Von dieser Diskussion angetrieben, haben die Synth-Waver von Dead Astronauts einen interessanten Versuch gewagt: Für ihr aktuelles Werk "Ghosts" bediente sich das aus Portland stammende Projekt ihres immer wiederkehrenden Artworks früherer Veröffentlichungen. Die dort stets auftauchende Frau, von den toten Astronauten "Persephone" getauft, ist dieses Mal zum Hauptakteur des gesamten Artworks geworden. Die Band hat eine Original-Zeichnung angefertigt und der KI als Grundlage gegeben. Mittels Eingabe verschiedener Textstellen aus ihren Songs entstanden mehrere verschiedene Versionen der Skizze, die im letzten Schritt zusammengefügt wurden, um ein Persephone-Porträt zu generieren, das dem Song entspricht. Im Booklet prangt so eine Galerie verschiedener Frauenköpfe zu jedem einzelnen Track.

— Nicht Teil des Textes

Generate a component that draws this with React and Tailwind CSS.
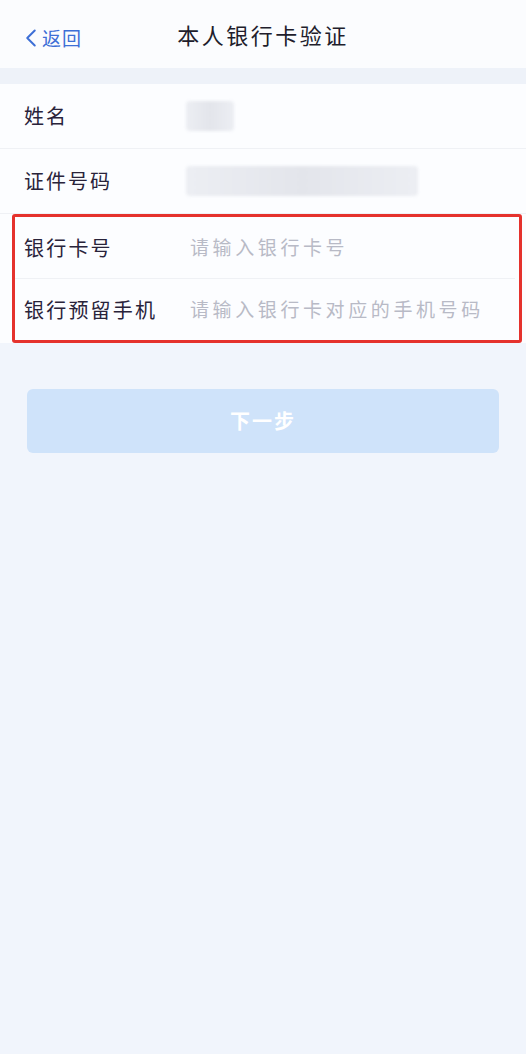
import { ChevronLeft } from "lucide-react";

const rows = [
  { label: "姓名", blur: "w-[48px]" },
  { label: "证件号码", blur: "w-[232px]" },
];

function Blurred({ width }) {
  return (
    <div className={`${width} h-[30px] rounded-sm bg-gradient-to-r from-[#eceef3] via-[#e3e5eb] to-[#eceef3] blur-[1.5px]`} />
  );
}

export default function App() {
  return (
    <div
      className="min-h-[1054px] w-[526px] bg-[#f1f5fc] text-[#29233a]"
      style={{ fontFamily: '"Noto Sans CJK SC", "Noto Sans", sans-serif' }}
    >
      {/* 顶部导航 */}
      <div className="relative h-[68px] bg-[#fbfcfe] flex items-center justify-center">
        <button className="absolute left-[16px] top-[23px] flex items-center text-[#3d6fd6]">
          <ChevronLeft size={30} strokeWidth={1.6} />
          <span className="text-[19px] -ml-[4px] tracking-[1px]">返回</span>
        </button>
        <h1 className="text-[22px] tracking-[2.5px] text-[#211d2c]">本人银行卡验证</h1>
      </div>

      <div className="h-[16px] bg-[#eef2f9]" />

      {/* 表单 */}
      <div className="bg-[#fcfdff]">
        {rows.map((r) => (
          <div key={r.label} className="h-[65px] flex items-center pl-[24px] border-b border-[#eff1f5]">
            <span className="w-[162px] text-[20px] tracking-[2px]">{r.label}</span>
            <Blurred width={r.blur} />
          </div>
        ))}
        <div className="ml-[12px] mr-[4px] border-[3px] border-[#e5322d] rounded-[3px]">
          <div className="h-[62px] flex items-center pl-[9px] border-b border-[#eff1f5] mr-[4px]">
            <span className="w-[166px] text-[20px] tracking-[2.2px]">银行卡号</span>
            <span className="text-[19px] tracking-[3.6px] text-[#b8bac6]">请输入银行卡号</span>
          </div>
          <div className="h-[61px] flex items-center pl-[9px]">
            <span className="w-[166px] text-[20px] tracking-[2.2px] whitespace-nowrap">银行预留手机</span>
            <span className="text-[19px] tracking-[3.6px] text-[#b8bac6] whitespace-nowrap">请输入银行卡对应的手机号码</span>
          </div>
        </div>
      </div>

      {/* 下一步 */}
      <div className="px-[27px] pt-[46px]">
        <button className="w-full h-[64px] rounded-[6px] bg-[#cfe3fa] text-white text-[20px] font-bold tracking-[2px]">
          下一步
        </button>
      </div>
    </div>
  );
}
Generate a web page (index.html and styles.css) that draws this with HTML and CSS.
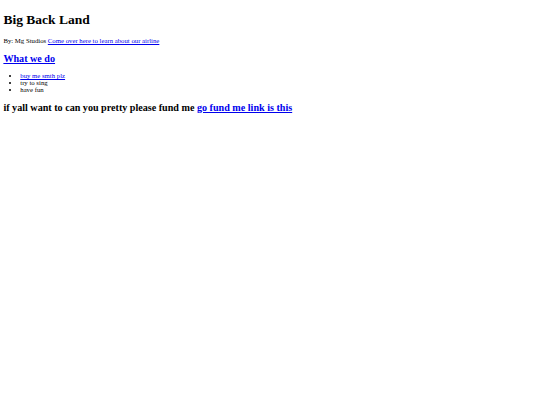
FILE: index.html
```html
<!DOCTYPE html>
<html>
<head>
<meta charset="utf-8">
<title>Big Back Land</title>
<link rel="stylesheet" href="styles.css">
</head>
<body class="page">
<h1 class="title">Big Back Land</h1>
<p class="byline">By: Mg Studios <a class="link" href="#">Come over here to learn about our airline</a></p>
<h2 class="section"><a class="link" href="#">What we do</a></h2>
<ul class="list">
<li><a class="link" href="#">buy me smth plz</a></li>
<li>try to sing</li>
<li>have fun</li>
</ul>
<h2 class="section">if yall want to can you pretty please fund me <a class="link" href="#">go fund me link is this</a></h2>
</body>
</html>
```
FILE: styles.css
```css
html { background: #fff; }
.page {
  margin: 3.375px;
  font-family: "Liberation Serif", "Times New Roman", serif;
  font-size: 6.75px;
  color: #000;
}
.title {
  font-size: 13.5px;
  margin: 0.67em 0;
}
.byline { margin: 1em 0; }
.section {
  font-size: 10.125px;
  margin: 0.83em 0;
}
.list {
  margin: 1em 0;
  padding-left: 16.875px;
}
.link { color: #0000ee; }
```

Das Ergebnis ist wirklich bombe, völlig davon ab, wie man zu künstlicher Intelligenz nun stehen mag. Aber es geht ja auch (und zu allererst) um Musik. Und da haben Dead Astronauts noch einmal einen großen Schritt nach vorne getan. Seit ihren Anfängen von vor zehn Jahren versucht das amerikanische Zweiergespann, die Vorzüge aus Gothic, Post Punk und Darkwave zu vereinen. Mittlerweile haben sie ihr Repertoire um die hypermelodischen Strukturen von Italo-Disco und Synthwave erweitert.
Überaus gut gelungen ist das bei "She Hauts Me (Part Two)", das bereits in den ersten Takten unmissverständlich auf die Tanzfläche blickt. Ein paar verwaschene Orchester-Hits perfektionieren das Retro-Feeling, während Sänger Jared Kyle mit tiefsitzender Stimme über das größte Gefühl auf Erden singt. Doch steht "Ghosts" nie im Verdacht, eine Schnulzenplatte zu sein. Dead Astronauts werfen in ihren Songs die Frage auf, inwieweit wir Teile der Vergangenheit in uns tragen, die unsere Gegenwart beeeinflussen. So ist auch die allgegenwärtige Persphone im Booklet wie die besagten Geister im Titel; jedes Bild ist lediglich wie ein Teil eines Ganzen.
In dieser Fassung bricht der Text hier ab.